I'm going to order Everett's book, "Don't Sleep There are Snakes".  I'm prepared to be fascinated.  I've studied language acquisition theories... not a lot of Chomsky... (Chomsky on politics though for sure), a lot of general semantics, the Sapir-Whorf Hypothesis on language and thought relativity.  Ever controversial their work still, and pretty much also in conflict with Chomsky's universals. And the sacred cows are restive. They moo anxiously. A tad tangentially, I've always wanted to own a complete set - bound- of the OED, and I can now afford to buy it. 

"According to Whorf the Hopi language does not contain any words, grammatical constructions or expressions that refer to the English concept of 'time.'  Whorf goes on to explain that it is possible in the Hopi language to express the world or reality in ways other than what many languages refer to as 'time.'  The Hopi view of reality is specific to the language and can only be best expressed if one is familiar with the language. (from here.)

I don't recall reading about Sapir and Whorf ideas about language recursion.  Must. Investigate.   ;)

Eywa ngahu, ma 'eylan

"We tend to live in a world of certainty, of undoubted, rock-ribbed perceptions: our convictions prove that things are the way we see them and there is no alternative to what we hold as true.  This is our daily situation, our cultural condition, our common way of being human" ~ Maturana & Varela

Vur’evenge

Oooh!  Logged off, logged back in because I was still searching on Everett, Sapir-Whorf, and found this coolness

Excerpt: "His initial goal was to translate the Bible. He got his Ph.D. in linguistics along the way and, in 1984, spent a year studying at the Massachusetts Institute of Technology in an office near Chomsky's. He was a true-blue Chomskyan then, so much so that his kids grew up thinking Chomsky was more saint than professor."
"We tend to live in a world of certainty, of undoubted, rock-ribbed perceptions: our convictions prove that things are the way we see them and there is no alternative to what we hold as true.  This is our daily situation, our cultural condition, our common way of being human" ~ Maturana & Varela

wm.annis

I just read Everett's new book last week.  It is a very thorough book, but it can be a little dry in places, and if you know some linguistics already a little repetitive (he has to define things regularly for a non-linguistic audience, sometimes more than once).  I recommend Don't Sleep, There are Snakes to everyone — it's a great read, both informative and entertaining.

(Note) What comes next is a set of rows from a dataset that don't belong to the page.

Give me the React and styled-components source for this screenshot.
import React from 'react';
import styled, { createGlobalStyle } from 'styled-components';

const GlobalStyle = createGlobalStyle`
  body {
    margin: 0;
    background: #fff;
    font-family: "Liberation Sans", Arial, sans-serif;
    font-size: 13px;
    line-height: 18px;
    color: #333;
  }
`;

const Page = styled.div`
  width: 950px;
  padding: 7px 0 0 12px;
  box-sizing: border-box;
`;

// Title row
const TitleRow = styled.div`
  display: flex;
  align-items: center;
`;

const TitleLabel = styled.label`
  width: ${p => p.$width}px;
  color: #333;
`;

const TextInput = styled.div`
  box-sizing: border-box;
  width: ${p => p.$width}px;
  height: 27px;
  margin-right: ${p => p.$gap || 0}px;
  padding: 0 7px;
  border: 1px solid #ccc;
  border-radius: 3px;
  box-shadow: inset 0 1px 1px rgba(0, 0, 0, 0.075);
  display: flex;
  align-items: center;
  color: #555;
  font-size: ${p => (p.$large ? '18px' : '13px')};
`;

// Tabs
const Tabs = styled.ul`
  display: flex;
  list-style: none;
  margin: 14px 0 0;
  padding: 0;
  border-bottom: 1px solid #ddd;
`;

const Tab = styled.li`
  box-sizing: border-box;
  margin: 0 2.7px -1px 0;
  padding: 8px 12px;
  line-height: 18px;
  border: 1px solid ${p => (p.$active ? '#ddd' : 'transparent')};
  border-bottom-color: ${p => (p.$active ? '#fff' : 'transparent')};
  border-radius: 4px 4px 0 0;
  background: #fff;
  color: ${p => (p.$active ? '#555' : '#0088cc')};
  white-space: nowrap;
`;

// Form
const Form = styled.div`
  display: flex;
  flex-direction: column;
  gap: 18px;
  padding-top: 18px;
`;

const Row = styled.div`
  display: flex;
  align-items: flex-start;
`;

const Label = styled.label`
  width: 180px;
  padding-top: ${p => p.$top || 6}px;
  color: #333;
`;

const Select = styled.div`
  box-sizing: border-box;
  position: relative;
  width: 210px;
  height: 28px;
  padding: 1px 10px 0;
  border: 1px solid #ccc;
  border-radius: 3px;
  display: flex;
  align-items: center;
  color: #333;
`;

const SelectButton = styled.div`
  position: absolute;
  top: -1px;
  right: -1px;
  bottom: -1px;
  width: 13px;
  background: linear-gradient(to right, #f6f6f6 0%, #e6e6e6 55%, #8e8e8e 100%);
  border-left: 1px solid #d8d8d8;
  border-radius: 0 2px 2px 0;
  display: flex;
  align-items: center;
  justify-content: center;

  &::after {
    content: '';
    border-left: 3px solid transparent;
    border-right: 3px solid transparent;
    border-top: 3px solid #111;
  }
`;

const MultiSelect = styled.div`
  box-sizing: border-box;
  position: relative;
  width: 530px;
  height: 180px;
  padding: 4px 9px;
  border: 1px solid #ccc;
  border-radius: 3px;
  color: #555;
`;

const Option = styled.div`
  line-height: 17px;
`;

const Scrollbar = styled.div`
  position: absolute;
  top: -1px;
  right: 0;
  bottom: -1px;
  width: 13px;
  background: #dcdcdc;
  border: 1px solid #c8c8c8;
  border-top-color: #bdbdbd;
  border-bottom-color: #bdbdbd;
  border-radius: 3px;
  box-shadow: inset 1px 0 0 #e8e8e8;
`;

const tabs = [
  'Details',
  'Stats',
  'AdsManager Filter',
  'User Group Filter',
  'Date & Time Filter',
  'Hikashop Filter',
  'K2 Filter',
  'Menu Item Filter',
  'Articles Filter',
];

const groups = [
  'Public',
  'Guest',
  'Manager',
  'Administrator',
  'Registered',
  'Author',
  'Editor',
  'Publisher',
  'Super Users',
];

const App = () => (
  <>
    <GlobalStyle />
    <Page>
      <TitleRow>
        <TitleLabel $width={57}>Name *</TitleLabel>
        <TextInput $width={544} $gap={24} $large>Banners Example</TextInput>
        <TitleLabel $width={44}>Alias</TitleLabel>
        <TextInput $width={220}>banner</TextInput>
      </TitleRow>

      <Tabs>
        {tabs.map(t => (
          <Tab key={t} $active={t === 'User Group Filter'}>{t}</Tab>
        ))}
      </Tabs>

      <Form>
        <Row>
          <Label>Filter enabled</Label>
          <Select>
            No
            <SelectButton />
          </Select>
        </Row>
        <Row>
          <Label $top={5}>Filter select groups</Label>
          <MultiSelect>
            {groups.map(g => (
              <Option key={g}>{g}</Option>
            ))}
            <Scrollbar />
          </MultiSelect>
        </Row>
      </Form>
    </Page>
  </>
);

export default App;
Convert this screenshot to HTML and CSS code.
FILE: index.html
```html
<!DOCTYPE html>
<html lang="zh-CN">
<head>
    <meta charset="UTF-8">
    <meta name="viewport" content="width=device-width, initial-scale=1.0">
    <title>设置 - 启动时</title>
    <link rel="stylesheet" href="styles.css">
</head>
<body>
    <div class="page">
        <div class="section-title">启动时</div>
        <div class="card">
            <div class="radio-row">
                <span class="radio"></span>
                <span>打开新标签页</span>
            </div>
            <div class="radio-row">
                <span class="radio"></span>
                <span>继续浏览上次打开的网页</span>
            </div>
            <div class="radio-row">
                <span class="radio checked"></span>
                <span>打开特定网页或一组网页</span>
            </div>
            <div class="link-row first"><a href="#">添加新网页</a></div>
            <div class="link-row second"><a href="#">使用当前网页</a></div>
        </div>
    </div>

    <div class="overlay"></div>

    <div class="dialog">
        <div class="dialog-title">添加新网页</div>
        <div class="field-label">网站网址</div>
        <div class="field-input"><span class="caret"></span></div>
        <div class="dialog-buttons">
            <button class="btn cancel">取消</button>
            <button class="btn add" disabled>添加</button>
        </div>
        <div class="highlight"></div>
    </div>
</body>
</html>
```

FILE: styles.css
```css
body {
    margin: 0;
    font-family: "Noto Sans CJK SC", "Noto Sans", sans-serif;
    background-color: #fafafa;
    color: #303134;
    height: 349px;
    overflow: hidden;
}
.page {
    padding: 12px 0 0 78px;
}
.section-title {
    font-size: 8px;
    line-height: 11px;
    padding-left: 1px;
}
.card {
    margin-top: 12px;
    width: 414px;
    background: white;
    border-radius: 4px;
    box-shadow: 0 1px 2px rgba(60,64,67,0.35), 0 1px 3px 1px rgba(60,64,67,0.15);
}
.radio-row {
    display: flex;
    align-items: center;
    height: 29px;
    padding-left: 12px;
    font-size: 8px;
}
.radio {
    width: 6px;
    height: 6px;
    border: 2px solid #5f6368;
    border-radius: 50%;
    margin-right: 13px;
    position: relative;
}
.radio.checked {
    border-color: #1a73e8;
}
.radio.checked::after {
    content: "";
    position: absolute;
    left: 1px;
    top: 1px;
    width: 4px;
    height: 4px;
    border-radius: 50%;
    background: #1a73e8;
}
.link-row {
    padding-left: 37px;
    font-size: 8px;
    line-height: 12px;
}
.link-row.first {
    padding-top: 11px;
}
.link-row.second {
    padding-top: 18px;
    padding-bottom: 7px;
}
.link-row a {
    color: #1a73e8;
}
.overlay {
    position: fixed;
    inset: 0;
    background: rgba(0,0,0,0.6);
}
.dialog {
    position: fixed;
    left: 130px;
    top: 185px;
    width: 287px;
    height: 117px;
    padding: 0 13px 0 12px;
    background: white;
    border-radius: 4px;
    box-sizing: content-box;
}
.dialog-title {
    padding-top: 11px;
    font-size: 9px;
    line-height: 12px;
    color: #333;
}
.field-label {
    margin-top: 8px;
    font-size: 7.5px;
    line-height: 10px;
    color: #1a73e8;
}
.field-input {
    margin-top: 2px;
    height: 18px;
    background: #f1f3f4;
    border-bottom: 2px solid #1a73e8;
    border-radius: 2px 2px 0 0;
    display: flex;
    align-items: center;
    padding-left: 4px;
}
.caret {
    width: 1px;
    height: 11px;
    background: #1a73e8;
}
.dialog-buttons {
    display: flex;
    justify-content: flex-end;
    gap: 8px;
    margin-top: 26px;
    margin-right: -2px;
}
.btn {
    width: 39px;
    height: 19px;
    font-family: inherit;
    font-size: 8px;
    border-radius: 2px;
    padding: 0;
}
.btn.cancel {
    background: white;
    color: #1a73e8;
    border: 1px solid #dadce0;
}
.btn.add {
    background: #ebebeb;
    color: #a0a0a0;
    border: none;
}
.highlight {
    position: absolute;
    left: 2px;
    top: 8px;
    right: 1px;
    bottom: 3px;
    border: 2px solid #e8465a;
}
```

Regarding Sapri-Whorf, it is important to note that Everett absolutely does not support that, nor does what he's saying about Pirahã.  His central point, in fact, is exactly the opposite — culture and cognition shape language.  Also, modern linguists working with Hopi vigorously dispute Whorf's idea that it contains no grammatical constructions that refer to time.

Seze Mune


You guys know a lot more than I do about this, and I'm really pleased for the book recommendations! I'm adding those to my reading list which includes The Grand Design by Stephen Hawking.

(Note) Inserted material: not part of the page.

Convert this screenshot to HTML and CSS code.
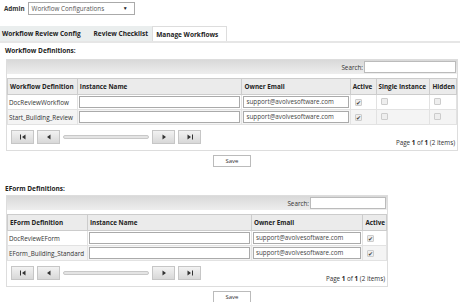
FILE: index.html
```html
<!DOCTYPE html>
<html lang="en">
<head>
    <meta charset="UTF-8">
    <title>Workflow Configurations</title>
    <link rel="stylesheet" href="styles.css">
</head>
<body>
    <div class="topbar">
        <span class="label">Admin</span>
        <div class="select">Workflow Configurations<span class="arrow">&#9660;</span></div>
    </div>

    <div class="tabs">
        <div class="tab">Workflow Review Config</div>
        <div class="tab">Review Checklist</div>
        <div class="tab active">Manage Workflows</div>
    </div>

    <div class="panel">
        <h2 class="section-title">Workflow Definitions:</h2>
        <div class="grid grid-wide">
            <div class="toolbar">
                <span>Search:</span>
                <div class="search"></div>
            </div>
            <table>
                <tr>
                    <th class="c-def">Workflow Definition</th>
                    <th class="c-inst">Instance Name</th>
                    <th class="c-mail">Owner Email</th>
                    <th class="c-act">Active</th>
                    <th class="c-single">Single Instance</th>
                    <th class="c-hidden">Hidden</th>
                </tr>
                <tr>
                    <td>DocReviewWorkflow</td>
                    <td><div class="field"></div></td>
                    <td><div class="field">support@avolvesoftware.com</div></td>
                    <td><span class="chk on">&#10004;</span></td>
                    <td><span class="chk"></span></td>
                    <td><span class="chk"></span></td>
                </tr>
                <tr class="alt">
                    <td>Start_Building_Review</td>
                    <td><div class="field"></div></td>
                    <td><div class="field">support@avolvesoftware.com</div></td>
                    <td><span class="chk on">&#10004;</span></td>
                    <td><span class="chk"></span></td>
                    <td><span class="chk"></span></td>
                </tr>
            </table>
            <div class="pager">
                <div class="nav">
                    <span class="btn"><svg width="8" height="6" viewBox="0 0 8 6"><rect x="1" y="0.5" width="1" height="5" fill="#333"/><path d="M6.5 0.5 L3 3 L6.5 5.5 Z" fill="#333"/></svg></span>
                    <span class="btn"><svg width="8" height="6" viewBox="0 0 8 6"><path d="M5.5 0.5 L2 3 L5.5 5.5 Z" fill="#333"/></svg></span>
                    <span class="slider"></span>
                    <span class="btn"><svg width="8" height="6" viewBox="0 0 8 6"><path d="M2.5 0.5 L6 3 L2.5 5.5 Z" fill="#333"/></svg></span>
                    <span class="btn"><svg width="8" height="6" viewBox="0 0 8 6"><path d="M1.5 0.5 L5 3 L1.5 5.5 Z" fill="#333"/><rect x="6" y="0.5" width="1" height="5" fill="#333"/></svg></span>
                </div>
                <div class="info">Page <b>1</b> of <b>1</b> (2 items)</div>
            </div>
        </div>
        <div class="actions"><button class="save">Save</button></div>

        <h2 class="section-title second">EForm Definitions:</h2>
        <div class="grid grid-narrow">
            <div class="toolbar">
                <span>Search:</span>
                <div class="search short"></div>
            </div>
            <table>
                <tr>
                    <th class="e-def">EForm Definition</th>
                    <th class="e-inst">Instance Name</th>
                    <th class="e-mail">Owner Email</th>
                    <th class="e-act">Active</th>
                </tr>
                <tr>
                    <td>DocReviewEForm</td>
                    <td><div class="field"></div></td>
                    <td><div class="field">support@avolvesoftware.com</div></td>
                    <td><span class="chk on">&#10004;</span></td>
                </tr>
                <tr class="alt">
                    <td>EForm_Building_Standard</td>
                    <td><div class="field"></div></td>
                    <td><div class="field">support@avolvesoftware.com</div></td>
                    <td><span class="chk on">&#10004;</span></td>
                </tr>
            </table>
            <div class="pager">
                <div class="nav">
                    <span class="btn"><svg width="8" height="6" viewBox="0 0 8 6"><rect x="1" y="0.5" width="1" height="5" fill="#333"/><path d="M6.5 0.5 L3 3 L6.5 5.5 Z" fill="#333"/></svg></span>
                    <span class="btn"><svg width="8" height="6" viewBox="0 0 8 6"><path d="M5.5 0.5 L2 3 L5.5 5.5 Z" fill="#333"/></svg></span>
                    <span class="slider"></span>
                    <span class="btn"><svg width="8" height="6" viewBox="0 0 8 6"><path d="M2.5 0.5 L6 3 L2.5 5.5 Z" fill="#333"/></svg></span>
                    <span class="btn"><svg width="8" height="6" viewBox="0 0 8 6"><path d="M1.5 0.5 L5 3 L1.5 5.5 Z" fill="#333"/><rect x="6" y="0.5" width="1" height="5" fill="#333"/></svg></span>
                </div>
                <div class="info">Page <b>1</b> of <b>1</b> (2 items)</div>
            </div>
        </div>
        <div class="actions"><button class="save">Save</button></div>
    </div>
</body>
</html>
```

FILE: styles.css
```css
body {
    margin: 0;
    font-family: "Open Sans", "Noto Sans", sans-serif;
    font-size: 6.3px;
    color: #333;
    background: #fff;
}

/* Top bar */
.topbar {
    display: flex;
    align-items: center;
    gap: 3px;
    padding: 1px 4px;
    height: 14px;
}

.label {
    font-weight: bold;
}

.select {
    display: flex;
    justify-content: space-between;
    align-items: center;
    width: 96px;
    height: 11px;
    padding: 0 6px 0 3px;
    border: 1px solid #aaa;
    color: #555;
}

.arrow {
    font-size: 5px;
    color: #222;
}

/* Tabs */
.tabs {
    display: flex;
    margin-top: 10px;
    border-bottom: 2px solid #e6e6e6;
    height: 15px;
}

.tab {
    display: flex;
    align-items: center;
    padding: 0 4px 0 3px;
    background: #eaeeee;
    font-weight: bold;
    font-size: 6.5px;
    color: #222;
}

.tab:first-child {
    padding-left: 2px;
    padding-right: 10px;
}

.tab.active {
    background: #fff;
    border: 1px solid #ddd;
    border-bottom: none;
    padding: 0 8px 0 3px;
}

/* Sections */
.panel {
    padding: 0 2px 0 6px;
}

.section-title {
    font-size: 6.5px;
    font-weight: bold;
    margin: 3px 0 4px -1px;
    color: #222;
}

.section-title.second {
    margin-top: 17px;
    margin-bottom: 2px;
}

.grid {
    border: 1px solid #ddd;
}

.grid-wide {
    width: 450px;
}

.grid-narrow {
    width: 380px;
}

.toolbar {
    display: flex;
    justify-content: flex-end;
    align-items: center;
    gap: 1px;
    height: 14px;
    padding-right: 1px;
    background: linear-gradient(#d9d9d9, #eeeeee);
    margin-bottom: 4px;
}

.search {
    width: 90px;
    height: 10px;
    border: 1px solid #bbb;
    background: #fff;
}

.search.short {
    width: 74px;
}

table {
    width: 100%;
    border-collapse: collapse;
}

th {
    text-align: left;
    font-weight: bold;
    height: 15px;
    padding: 0 1px 0 2px;
    background: #ebebeb;
    border: 1px solid #ccc;
    color: #222;
    white-space: nowrap;
}

td {
    height: 14px;
    padding: 0 1px;
    border: 1px solid #e2e2e2;
    white-space: nowrap;
}

tr.alt td {
    background: #f4f4f4;
}

.c-def { width: 66px; }
.c-inst { width: 168px; }
.c-mail { width: 105px; }
.c-act { width: 22px; }
.c-single { width: 50px; }

.e-def { width: 76px; }
.e-inst { width: 164px; }
.e-mail { width: 108px; }

.field {
    height: 10px;
    line-height: 10px;
    padding: 0 2px;
    border: 1px solid #aaa;
    background: #fff;
    color: #444;
}

.chk {
    display: inline-flex;
    justify-content: center;
    align-items: center;
    width: 5px;
    height: 5px;
    margin-left: 3px;
    border: 1px solid #ccc;
    border-radius: 1px;
    background: #eee;
    font-size: 6px;
    line-height: 1;
    color: #444;
}

/* Pager */
.pager {
    display: flex;
    justify-content: space-between;
    align-items: flex-end;
    height: 21px;
    padding: 1px 2px 3px 4px;
}

.nav {
    display: flex;
    align-items: center;
    gap: 3px;
    align-self: center;
}

.btn {
    display: flex;
    justify-content: center;
    align-items: center;
    width: 21px;
    height: 12px;
    border: 1px solid #c6c6c6;
    background: linear-gradient(#f2f2f2, #d8d8d8);
}

.slider {
    width: 84px;
    height: 2px;
    border: 1px solid #c8c8c8;
    border-radius: 2px;
    background: #e4e4e4;
}

.info b {
    color: #222;
}

.actions {
    display: flex;
    justify-content: center;
    padding-top: 4px;
}

.save {
    width: 38px;
    height: 12px;
    padding: 0;
    font-family: inherit;
    font-size: 6px;
    color: #333;
    border: 1px solid #bbb;
    background: #fff;
}
```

I am only musing here, but it seems concepts of time must be bound up with the experience of being alive versus being dead.  If a language does not have time referents, then how does one refer to anything which happened during the life of an individual now dead? 

Unless one lives in the Spacious Present (which seems to be concommitant with quantum theories) there is a 'before' and an 'after'.

I could posit a cultural consciousness which restructures personal experience to something quite alien to most of us; perhaps that is what underlies Everett's conversion.  I am really curious to know more about this now.  Who wouldn't like to be happier?  ;)

wm.annis

The Boing Boing interview has some interesting videos.  From the linguistics perspective, there is a link to an example of hum-speech.

Kamean

Tse'a ngal ke'ut a krr fra'uti kame.


Irtaviš Ačankif

By the way, speaking of universal grammar and linguistic universals, is there any language WITHOUT VERBS???

Apparently, there is a verbless conlang that can actually express complex ideas easily:
http://en.wikipedia.org/wiki/K%C4%93len
Previously Ithisa Kīranem, Uniltìrantokx te Skxawng.

Name from my Sakaš conlang, from Sakasul Ältäbisäl Acarankïp

"First name" is Ačankif, not Eltabiš! In Na'vi, Atsankip.

Seze Mune

Quote from: wm.annis on March 31, 2012, 02:42:43 PM
The Boing Boing interview has some interesting videos.  From the linguistics perspective, there is a link to an example of hum-speech.

Wow, ma wm. annis, that is a great link!  I wish I could hear the hum better.  My only referent for that personally is the phrase "I don't know."  I can hum it and everyone knows what I'm saying.

From what Everett is saying, his work has been pretty thoroughly vetted.